Ever since I was in high school, I’ve loved making mixtapes (or mix CDs, as the case may be). There’s something so powerful about creating this sort of sonic artifact for someone – a friend, a crush, or a loved one – full of songs that mean something to you, designed specifically with someone else in mind. It wasn’t until grad school that I met a friend who likes mix-making as much as I do: Steph Ceraso, who is now
Dr. Steph Ceraso
, Assistant Professor of Digital Writing and Rhetoric at the University of Virginia. When we met at the University of Pittsburgh nearly a decade ago, Steph and I bonded over our love of music, mix-making, and Rob Sheffield’s amazing book on the subject,
Love is a Mix Tape
. Ever since, even though we’ve both moved to different places, we’ve maintained what she likes to call a “mix exchange,” sending good ol’ fashioned mix CDs back and forth via snail mail. Basically, we’re a couple of sonic pen pals who just can’t seem to quit the compact disc.
Steph has also incorporated her love of music and sound into her academic career. While I knew her at Pitt, she was already taking the innovative approach of teaching with sound and technology in her writing courses (I used to tutor student-athletes, and I still remember the excitement with which some not-usually-enthusiastic football players told me about the podcasts she had them working on). Since then she has continued developing her pedagogy of sound and digital media in composition and rhetoric courses, both in the classroom and in her book-in-progress, entitled
Sounding Composition, Composing Sound: Multimodal Pedagogies for Embodied Listening.
Dr. Ceraso spoke with
proFmagazine about her exciting work in the field of digital writing, her interests in music and mixing, and her dynamic approach to teaching.
MM: First of all, because your official title is Assistant Professor of Digital Writing and Rhetoric at UVA, can you explain, for those who don’t know, what digital writing is?

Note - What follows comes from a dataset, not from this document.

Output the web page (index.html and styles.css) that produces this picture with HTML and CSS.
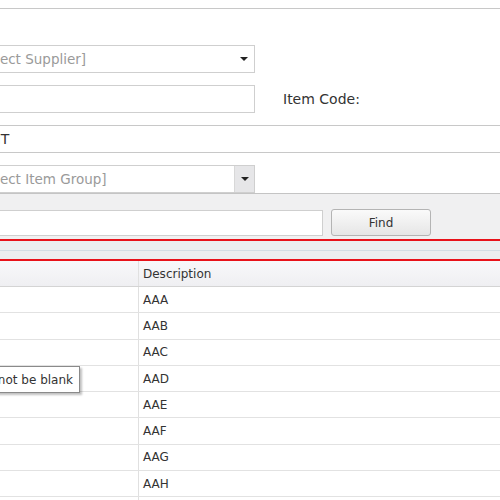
FILE: index.html
```html
<!DOCTYPE html>
<html>
<head>
<meta charset="utf-8">
<link rel="stylesheet" href="styles.css">
</head>
<body>
<div class="screen">
  <div class="form">
    <div class="field combo">
      <span class="placeholder">[Select Supplier]</span>
      <span class="arrow"></span>
    </div>
    <div class="code-row">
      <div class="field textbox"></div>
      <span class="label">Item Code:</span>
    </div>
    <div class="unit-row"><span class="unit-text">UNIT</span></div>
    <div class="field combo group">
      <span class="placeholder">[Select Item Group]</span>
      <span class="btn"><span class="arrow"></span></span>
    </div>
  </div>
  <div class="findbar">
    <div class="find-box"></div>
    <button class="find-btn">Find</button>
  </div>
  <div class="splitter"><div class="split-line"></div></div>
  <div class="grid">
    <div class="grid-row head"><div class="c1"></div><div class="c2">Description</div></div>
    <div class="grid-row"><div class="c1"></div><div class="c2">AAA</div></div>
    <div class="grid-row"><div class="c1"></div><div class="c2">AAB</div></div>
    <div class="grid-row"><div class="c1"></div><div class="c2">AAC</div></div>
    <div class="grid-row"><div class="c1"></div><div class="c2">AAD</div></div>
    <div class="grid-row"><div class="c1"></div><div class="c2">AAE</div></div>
    <div class="grid-row"><div class="c1"></div><div class="c2">AAF</div></div>
    <div class="grid-row"><div class="c1"></div><div class="c2">AAG</div></div>
    <div class="grid-row"><div class="c1"></div><div class="c2">AAH</div></div>
    <div class="grid-row"><div class="c1"></div><div class="c2">AAI</div></div>
  </div>
  <div class="tooltip">Item Code can not be blank</div>
</div>
</body>
</html>
```

FILE: styles.css
```css
html, body {
  margin: 0;
  padding: 0;
  background: #fff;
}
.screen {
  position: relative;
  width: 500px;
  height: 500px;
  overflow: hidden;
  font-family: "DejaVu Sans", sans-serif;
  color: #333;
}
.form {
  margin-top: 8px;
  border-top: 1px solid #c8c8c8;
  padding-top: 36px;
}
.field {
  box-sizing: border-box;
  margin-left: -31px;
  width: 286px;
  height: 28px;
  border: 1px solid #cfcfcf;
  background: #fff;
  display: flex;
  align-items: center;
}
.combo {
  font-size: 13.5px;
  color: #9a9a9a;
  padding-left: 4px;
}
.placeholder {
  flex: 1;
  white-space: nowrap;
}
.arrow {
  width: 0;
  height: 0;
  border-left: 4px solid transparent;
  border-right: 4px solid transparent;
  border-top: 4px solid #222;
  margin-right: 6px;
}
.code-row {
  display: flex;
  align-items: center;
  margin-top: 12px;
  gap: 28px;
}
.label {
  font-size: 14px;
  color: #333;
  white-space: nowrap;
}
.unit-row {
  box-sizing: border-box;
  margin-top: 12px;
  margin-left: -31px;
  height: 28px;
  border-top: 1px solid #c8c8c8;
  border-bottom: 1px solid #c8c8c8;
  display: flex;
  align-items: center;
  padding-left: 7px;
  font-size: 14px;
  color: #333;
}
.group {
  margin-top: 12px;
  height: 28px;
}
.group .btn {
  align-self: stretch;
  width: 19px;
  background: #e6e6e8;
  border-left: 1px solid #d8d8d8;
  display: flex;
  align-items: center;
  justify-content: center;
}
.group .btn .arrow {
  margin-right: 0;
}
.findbar {
  box-sizing: border-box;
  height: 46px;
  border-top: 1px solid #c4c4c4;
  background: #f0f0f1;
  display: flex;
  align-items: flex-start;
  padding-top: 15px;
  gap: 8px;
}
.find-box {
  box-sizing: border-box;
  margin-left: -31px;
  margin-top: 1px;
  width: 354px;
  height: 26px;
  background: #fff;
  border: 1px solid #cfcfcf;
}
.find-btn {
  box-sizing: border-box;
  width: 100px;
  height: 27px;
  border: 1px solid #b4b4b4;
  border-radius: 3px;
  background: linear-gradient(#fafafa, #e6e6e6);
  font-family: "DejaVu Sans", sans-serif;
  font-size: 12px;
  color: #333;
  padding: 0;
}
.splitter {
  height: 18px;
  border-top: 2px solid #e8121a;
  border-bottom: 2px solid #e8121a;
  background: #eceeef;
  display: flex;
  align-items: center;
}
.split-line {
  width: 100%;
  height: 1px;
  background: #d3dde4;
}
.grid {
  font-size: 12px;
  color: #333;
}
.grid-row {
  box-sizing: border-box;
  display: flex;
  height: 26.3px;
  border-bottom: 1px solid #e2e2e2;
}
.grid-row.head {
  height: 26px;
  background: linear-gradient(#f8f8fa, #efeff2);
  border-bottom: 1px solid #d4d4d4;
}
.c1 {
  width: 138px;
  border-right: 1px solid #e0e0e0;
}
.c2 {
  flex: 1;
  display: flex;
  align-items: center;
  padding-left: 4px;
}
.tooltip {
  position: absolute;
  right: 420px;
  top: 366px;
  box-sizing: border-box;
  height: 27px;
  padding: 0 6px 0 8px;
  display: flex;
  align-items: center;
  white-space: nowrap;
  font-size: 12px;
  color: #333;
  background: #fff;
  border: 1px solid #8a8a8a;
  box-shadow: 2px 2px 2px rgba(0,0,0,0.25);
}
```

SC: Digital writing (also referred to as digital composing) is an umbrella term for digital production practices, which might include creating websites, podcasts, videos, videogames, and other kinds of media. I think digital writing is hugely important because students today need to be able to do more than read and write well. They need to be able to make arguments, express ideas, and tell stories in a variety of different digital modes and environments. They should be able to create the types of digital texts they’re consuming in their everyday lives.
MM: How did you become interested in sound studies? Did that interest come before your interest in rhetoric, and composition, or was it an offshoot of that field?

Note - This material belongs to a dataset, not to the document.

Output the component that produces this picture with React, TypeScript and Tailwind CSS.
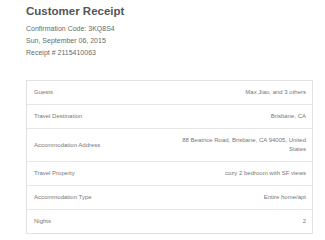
export default function App() {
  const rows: [string, string][] = [
    ["Guests", "Max Jiao, and 3 others"],
    ["Travel Destination", "Brisbane, CA"],
    ["Accommodation Address", "88 Beatrice Road, Brisbane, CA 94005, United States"],
    ["Travel Property", "cozy 2 bedroom with SF views"],
    ["Accommodation Type", "Entire home/apt"],
    ["Nights", "2"],
  ];
  return (
    <div
      className="w-[325px] h-[240px] bg-white overflow-hidden"
      style={{ fontFamily: '"Liberation Sans", Arial, sans-serif' }}
    >
      <div className="pl-[26px] pr-[12px] pt-[4px]">
        <h1 className="text-[11.5px] leading-[14px] font-bold text-[#555]">Customer Receipt</h1>
        <div className="mt-[5px] flex flex-col text-[7px] leading-[12px] text-[#6a6a6a]">
          <div>Confirmation Code: 3KQ8S4</div>
          <div>Sun, September 06, 2015</div>
          <div>Receipt # 2115410063</div>
        </div>
        <div className="mt-[21px] border border-[#e2e2e2]">
          {rows.map(([label, value], i) => (
            <div
              key={label}
              className={`flex justify-between items-center pl-[7px] pr-[6px] py-[7px] text-[6px] leading-[9px] text-[#777] ${
                i > 0 ? "border-t border-[#e6e6e6]" : ""
              }`}
            >
              <div>{label}</div>
              <div className="max-w-[132px] text-right">{value}</div>
            </div>
          ))}
        </div>
      </div>
    </div>
  );
}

SC: Well, I’ve been a music nerd since I was a kid. I was a teenager in the ’90s, so I was especially captivated by grunge music and the culture surrounding it. Though music has always been a big part of my life, I didn’t know what “sound studies” was until I was in graduate school. By that time, there was an explosion of scholarship on sound happening in the humanities and social sciences. Scholars in my field, rhetoric and composition, were also beginning to publish about using sound in their classrooms. I was so excited that sound was something that people were actually studying. I immediately gravitated toward this research. It just made sense to me.